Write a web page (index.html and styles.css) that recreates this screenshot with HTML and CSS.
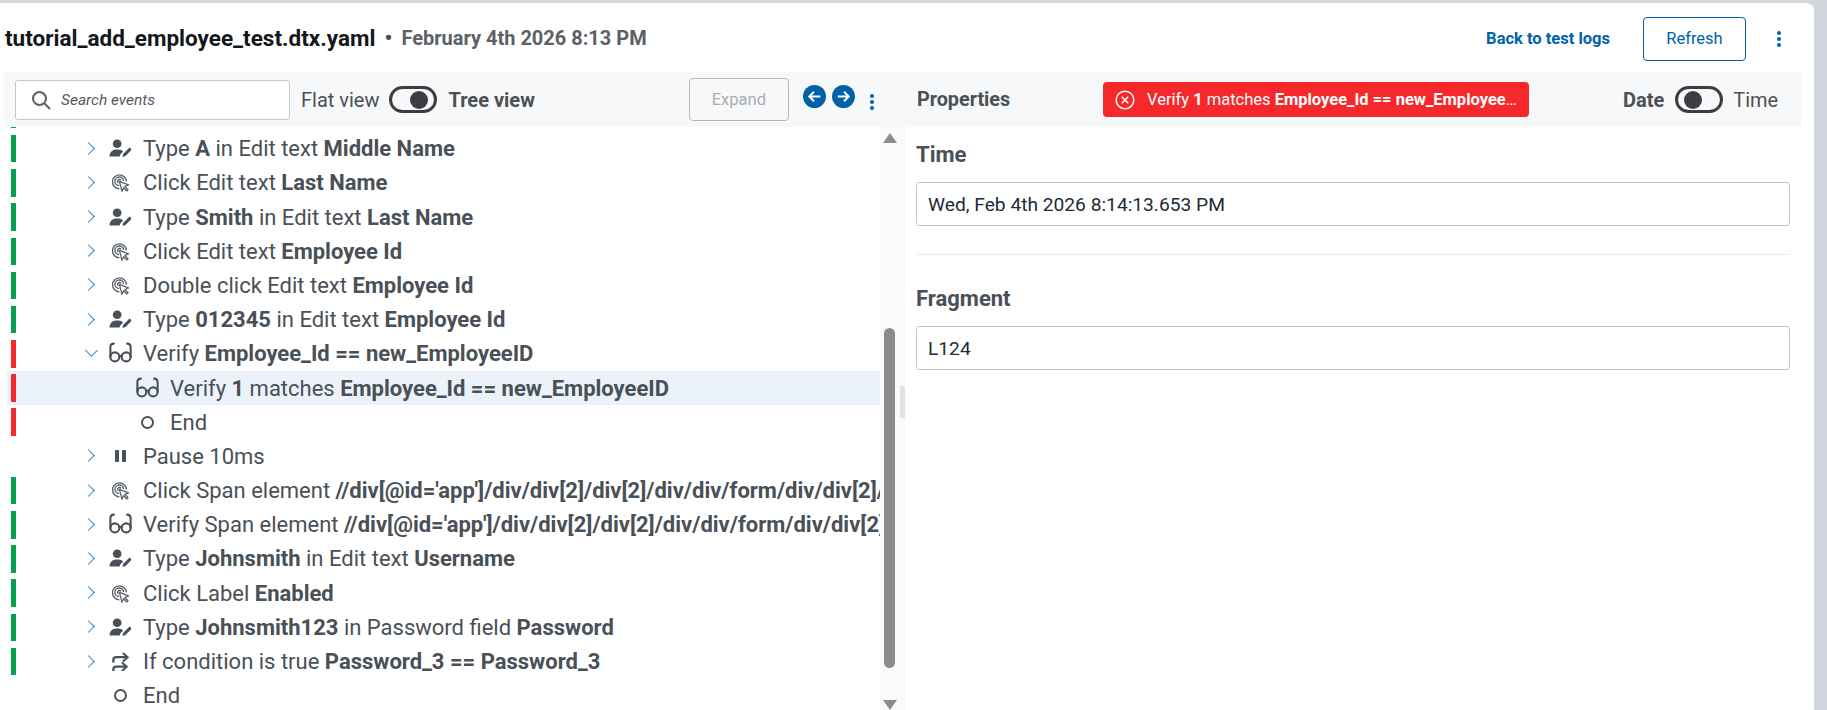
FILE: index.html
```html
<!DOCTYPE html>
<html lang="en">
<head>
<meta charset="utf-8">
<title>tutorial_add_employee_test.dtx.yaml</title>
<link rel="stylesheet" href="styles.css">
</head>
<body>
<svg class="defs" width="0" height="0" aria-hidden="true">
  <symbol id="i-type" viewBox="0 0 24 20">
    <circle cx="8.500" cy="5" r="4.600" fill="currentColor"/>
    <path d="M0.500 18.500c0-4.500 3-7.500 6.500-7.500h3c2 0 3.600.8 4.800 2.100l-2.800 2.900-1 2.500z" fill="currentColor"/>
    <path d="M14 18.800l.7-3 6-6.100c.5-.5 1.200-.5 1.700 0l.6.6c.5.5.5 1.200 0 1.700l-6 6.100z" fill="currentColor"/>
  </symbol>
  <symbol id="i-click" viewBox="0 0 18 18" fill="none" stroke="currentColor">
    <path d="M8 15A6.600 6.600 0 1 1 14.600 8" stroke-width="1.300"/>
    <path d="M7.700 12A4.100 4.100 0 1 1 11.900 7.600" stroke-width="1.300"/>
    <path d="M7 9.300A1.700 1.700 0 1 1 9.400 7" stroke-width="1.300"/>
    <path d="M8 8l8.600 3.300-3.500 1.500 3 3-1.200 1.200-3-3-1.500 3.400z" fill="#fff" stroke-width="1.200" stroke-linejoin="round"/>
  </symbol>
  <symbol id="i-glasses" viewBox="0 0 22 20" fill="none" stroke="currentColor" stroke-width="2" stroke-linecap="round">
    <circle cx="5.600" cy="14.200" r="4.300"/>
    <circle cx="16.400" cy="14.200" r="4.300"/>
    <path d="M9.800 13.500c.8-.5 1.600-.5 2.400 0M1.300 14V5c0-2 1-3.500 3.400-3.500M20.700 14V5c0-2-1-3.500-3.400-3.500"/>
  </symbol>
  <symbol id="i-flow" viewBox="0 0 20 20" fill="none" stroke="currentColor" stroke-width="2.400">
    <path d="M2.500 11V8.500c0-2 1-3 3-3H16"/>
    <path d="M2.500 20v-1.500c0-2 1-3 3-3H15"/>
    <path d="M12.500 1 17.500 5.500 12.500 10M11.500 11 16.500 15.500 11.500 20" stroke-width="2.200"/>
  </symbol>
</svg>
<main class="card">
  <header class="head">
    <div class="crumb">
      <h1 class="file">tutorial_add_employee_test.dtx.yaml</h1>
      <span class="dot">•</span>
      <span class="stamp">February 4th 2026 8:13 PM</span>
    </div>
    <div class="head-actions">
      <a class="back">Back to test logs</a>
      <button class="refresh">Refresh</button>
      <span class="kebab kebab-head"><i></i><i></i><i></i></span>
    </div>
  </header>

  <section class="bar">
    <div class="bar-left">
      <label class="search">
        <svg class="search-ic" viewBox="0 0 20 20" fill="none" stroke="#5f6368" stroke-width="2.100"><circle cx="8.500" cy="8.500" r="6.500"/><path d="M13.500 13.500 19 19"/></svg>
        <span class="search-ph">Search events</span>
      </label>
      <span class="opt">Flat view</span>
      <span class="toggle on"><i></i></span>
      <span class="opt strong">Tree view</span>
      <button class="expand">Expand</button>
      <span class="round"><svg viewBox="0 0 24 24" fill="none" stroke="#fff" stroke-width="2"><path d="M18 12H6.500M11.500 7l-5 5 5 5"/></svg></span>
      <span class="round"><svg viewBox="0 0 24 24" fill="none" stroke="#fff" stroke-width="2"><path d="M6 12h11.500M12.500 7l5 5-5 5"/></svg></span>
      <span class="kebab kebab-bar"><i></i><i></i><i></i></span>
    </div>
    <div class="bar-right">
      <span class="props">Properties</span>
      <div class="alert">
        <svg class="alert-ic" viewBox="0 0 20 20" fill="none" stroke="#fff" stroke-width="1.500"><circle cx="10" cy="10" r="8.800"/><path d="M6.800 6.800l6.400 6.400M13.200 6.800l-6.400 6.400"/></svg>
        <span class="alert-text">Verify <b>1</b> matches <b>Employee_Id == new_EmployeeID</b></span>
      </div>
      <span class="opt strong date">Date</span>
      <span class="toggle"><i></i></span>
      <span class="opt">Time</span>
    </div>
  </section>

  <div class="panes">
    <div class="tree-wrap">
      <div class="tree">
        <div class="stub"></div>
        <div class="row ok"><span class="mark"></span><span class="chev"></span><svg class="ic"><use href="#i-type"/></svg><span class="txt">Type <b>A</b> in Edit text <b>Middle Name</b></span></div>
        <div class="row ok"><span class="mark"></span><span class="chev"></span><svg class="ic ic-click"><use href="#i-click"/></svg><span class="txt">Click Edit text <b>Last Name</b></span></div>
        <div class="row ok"><span class="mark"></span><span class="chev"></span><svg class="ic"><use href="#i-type"/></svg><span class="txt">Type <b>Smith</b> in Edit text <b>Last Name</b></span></div>
        <div class="row ok"><span class="mark"></span><span class="chev"></span><svg class="ic ic-click"><use href="#i-click"/></svg><span class="txt">Click Edit text <b>Employee Id</b></span></div>
        <div class="row ok"><span class="mark"></span><span class="chev"></span><svg class="ic ic-click"><use href="#i-click"/></svg><span class="txt">Double click Edit text <b>Employee Id</b></span></div>
        <div class="row ok"><span class="mark"></span><span class="chev"></span><svg class="ic"><use href="#i-type"/></svg><span class="txt">Type <b>012345</b> in Edit text <b>Employee Id</b></span></div>
        <div class="row bad"><span class="mark"></span><span class="chev open"></span><svg class="ic ic-glass"><use href="#i-glasses"/></svg><span class="txt">Verify <b>Employee_Id == new_EmployeeID</b></span></div>
        <div class="row bad sel child"><span class="mark"></span><span class="chev none"></span><svg class="ic ic-glass"><use href="#i-glasses"/></svg><span class="txt">Verify <b>1</b> matches <b>Employee_Id == new_EmployeeID</b></span></div>
        <div class="row bad child"><span class="mark"></span><span class="chev none"></span><span class="ic ic-end"><i></i></span><span class="txt">End</span></div>
        <div class="row"><span class="mark"></span><span class="chev"></span><span class="ic ic-pause"><i></i><i></i></span><span class="txt">Pause 10ms</span></div>
        <div class="row ok"><span class="mark"></span><span class="chev"></span><svg class="ic ic-click"><use href="#i-click"/></svg><span class="txt">Click Span element <b>//div[@id='app']/div/div[2]/div[2]/div/div/form/div/div[2]/</b></span></div>
        <div class="row ok"><span class="mark"></span><span class="chev"></span><svg class="ic ic-glass"><use href="#i-glasses"/></svg><span class="txt">Verify Span element <b>//div[@id='app']/div/div[2]/div[2]/div/div/form/div/div[2]</b></span></div>
        <div class="row ok"><span class="mark"></span><span class="chev"></span><svg class="ic"><use href="#i-type"/></svg><span class="txt">Type <b>Johnsmith</b> in Edit text <b>Username</b></span></div>
        <div class="row ok"><span class="mark"></span><span class="chev"></span><svg class="ic ic-click"><use href="#i-click"/></svg><span class="txt">Click Label <b>Enabled</b></span></div>
        <div class="row ok"><span class="mark"></span><span class="chev"></span><svg class="ic"><use href="#i-type"/></svg><span class="txt">Type <b>Johnsmith123</b> in Password field <b>Password</b></span></div>
        <div class="row ok"><span class="mark"></span><span class="chev"></span><svg class="ic ic-flow"><use href="#i-flow"/></svg><span class="txt">If condition is true <b>Password_3 == Password_3</b></span></div>
        <div class="row"><span class="mark"></span><span class="chev none"></span><span class="ic ic-end"><i></i></span><span class="txt">End</span></div>
      </div>
      <div class="scroll">
        <span class="arrow up"></span>
        <span class="thumb"></span>
        <span class="arrow down"></span>
      </div>
    </div>
    <div class="split"><span class="grip"></span></div>
    <div class="detail">
      <h2 class="lbl">Time</h2>
      <div class="field">Wed, Feb 4th 2026 8:14:13.653 PM</div>
      <hr class="rule">
      <h2 class="lbl">Fragment</h2>
      <div class="field">L124</div>
    </div>
  </div>
</main>
</body>
</html>
```

FILE: styles.css
```css
* { box-sizing: border-box; }
html, body { margin: 0; height: 100%; }
body {
  background: #d2d7dd;
  padding: 3px 13px 0 0;
  height: 710px;
  overflow: hidden;
  font-family: Roboto, "Liberation Sans", sans-serif;
  color: #495057;
}
.defs { position: absolute; }
.card {
  background: #fff;
  height: 707px;
  border-top-right-radius: 8px;
  display: flex;
  flex-direction: column;
  overflow: hidden;
}
.head {
  height: 69px;
  flex: none;
  display: flex;
  align-items: center;
  justify-content: space-between;
  padding: 0 0 0 5px;
}
.crumb { display: flex; align-items: center; gap: 9px; }
.file { margin: 0; font-size: 22.500px; font-weight: 700; color: #14171a; }
.dot { font-size: 22px; color: #495057; font-weight: 700; }
.stamp { font-size: 20px; font-weight: 700; color: #5c6168; }
.head-actions { display: flex; align-items: center; margin-top: 2px; }
.back { font-size: 16.500px; font-weight: 700; color: #0062a8; margin-right: 33px; }
.refresh {
  width: 103px;
  height: 44px;
  background: #fff;
  border: 1px solid #0062a8;
  border-radius: 4px;
  color: #0062a8;
  font: 400 16.500px Roboto, sans-serif;
  margin-right: 31px;
}
.kebab { display: flex; flex-direction: column; gap: 2px; align-items: center; width: 4px; }
.kebab i { width: 4px; height: 4px; border-radius: 50%; background: #0062a8; display: block; }
.kebab-head { margin-right: 33px; }
.bar {
  height: 55px;
  flex: none;
  margin: 0 13px 0 4px;
  background: #f7f8fa;
  display: flex;
}
.bar-left { width: 901px; flex: none; display: flex; align-items: center; position: relative; padding-left: 11px; }
.search {
  width: 275px;
  height: 40px;
  background: #fff;
  border: 1px solid #c4c8cc;
  border-radius: 3px;
  display: flex;
  align-items: center;
  padding-left: 15px;
  margin-right: 11px;
  flex: none;
}
.search-ic { width: 20px; height: 20px; margin-right: 10px; }
.search-ph { font-style: italic; font-size: 15.500px; color: #55595f; }
.opt { font-size: 20px; color: #4d4f53; }
.opt.strong { font-weight: 700; }
.date { margin-right: 2px; }
.toggle {
  width: 48px;
  height: 27px;
  border: 3px solid #3b3d40;
  border-radius: 14px;
  display: flex;
  align-items: center;
  padding: 0 6px;
  margin: 0 10px 0 9px;
  flex: none;
}
.toggle.on { margin-right: 12px; justify-content: flex-end; }
.toggle i { width: 18px; height: 18px; background: #3b3d40; border-radius: 50%; display: block; }
.expand {
  width: 100px;
  height: 43px;
  background: transparent;
  border: 1px solid #b4b8bc;
  border-radius: 4px;
  color: #a9adb2;
  font: 400 16.500px Roboto, sans-serif;
  margin-left: 154px;
  margin-right: 14px;
}
.round { width: 23px; height: 23px; border-radius: 50%; background: #0062a8; margin: 0 6px 7px 0; flex: none; display: block; }
.round svg { width: 23px; height: 23px; display: block; }
.kebab-bar { margin: 5px 0 0 9px; }
.bar-right { flex: 1; display: flex; align-items: center; padding-left: 12px; }
.props { font-size: 19.800px; font-weight: 700; color: #495057; width: 186px; flex: none; }
.alert {
  width: 426px;
  height: 35px;
  background: #f7282c;
  border-radius: 4px;
  display: flex;
  align-items: center;
  padding: 0 12px 0 12px;
  color: #fff;
  font-size: 16.500px;
  flex: none;
  margin-right: 94px;
}
.alert-ic { width: 20px; height: 20px; flex: none; margin-right: 12px; }
.alert-text { white-space: nowrap; overflow: hidden; text-overflow: ellipsis; }
.panes { flex: 1; min-height: 0; display: flex; }
.tree-wrap { width: 900px; flex: none; display: flex; overflow: hidden; }
.tree { width: 880px; flex: none; overflow: hidden; padding-left: 7px; }
.stub { height: 4.600px; position: relative; }
.stub::before { content: ""; display: block; width: 5px; height: 1px; margin-left: 4px; background: #05a050; }
.row { height: 34.200px; display: flex; align-items: center; white-space: nowrap; }
.row.sel { background: #ebf2fa; }
.mark { width: 5px; height: 27.500px; margin-left: 4px; flex: none; }
.ok .mark { background: #05a050; }
.bad .mark { background: #f7282c; }
.chev { width: 7px; height: 12px; margin-left: 71px; margin-right: 15px; flex: none; position: relative; top: -1px; }
.chev::before {
  content: "";
  position: absolute;
  left: -3px; top: 2px;
  width: 8px; height: 8px;
  border-top: 1.500px solid #2f83c5;
  border-right: 1.500px solid #2f83c5;
  transform: rotate(45deg);
}
.chev.open::before { transform: rotate(135deg); left: 0; top: -1px; }
.chev.none::before { display: none; }
.child .chev { margin-right: 42px; }
.ic { width: 23px; height: 19px; flex: none; margin-right: 11px; color: #495057; display: block; }
.ic-click { color: #5a6068; }
.ic-glass { height: 21px; position: relative; top: -1px; }
.ic-end { display: flex; align-items: center; justify-content: center; }
.ic-end i { width: 13px; height: 13px; border: 2.500px solid #495057; border-radius: 50%; display: block; }
.ic-pause { display: flex; align-items: center; justify-content: center; gap: 3px; }
.ic-pause i { width: 4px; height: 12px; border-radius: 1px; background: #495057; display: block; }
.txt { font-size: 22px; color: #495057; }
.txt b { font-weight: 700; }
.scroll { width: 20px; flex: none; background: #fafafa; position: relative; }
.arrow { position: absolute; left: 3px; width: 0; height: 0; border-left: 7px solid transparent; border-right: 7px solid transparent; }
.arrow.up { top: 6px; border-bottom: 10px solid #8c8c8c; }
.arrow.down { top: 573px; border-top: 10px solid #8c8c8c; }
.thumb { position: absolute; left: 4px; top: 201px; width: 11px; height: 340px; background: #8c8c8c; border-radius: 6px; }
.split { width: 5px; flex: none; background: #f9fafa; position: relative; }
.grip { position: absolute; left: 0; top: 259px; width: 5px; height: 32px; background: #dfe2e6; }
.detail { flex: 1; padding: 14px 24px 0 11px; }
.lbl { margin: 0 0 13px; font-size: 22px; font-weight: 700; color: #495057; line-height: 28px; }
.field {
  height: 44px;
  border: 1px solid #c4c4c4;
  border-radius: 3px;
  display: flex;
  align-items: center;
  padding-left: 11px;
  font-size: 19.200px;
  color: #212b36;
}
.rule { border: 0; border-top: 1px solid #e9ebee; margin: 28px 0 30px; }
```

----

## [WHAT YOU HAVE TO DO]
Find the word "styles" in the data and show each line that holds it.

## [WRITTEN SOLUTION]
Write a web page (index.html and styles.css) that recreates this screenshot with HTML and CSS.
<link rel="stylesheet" href="styles.css">
FILE: styles.css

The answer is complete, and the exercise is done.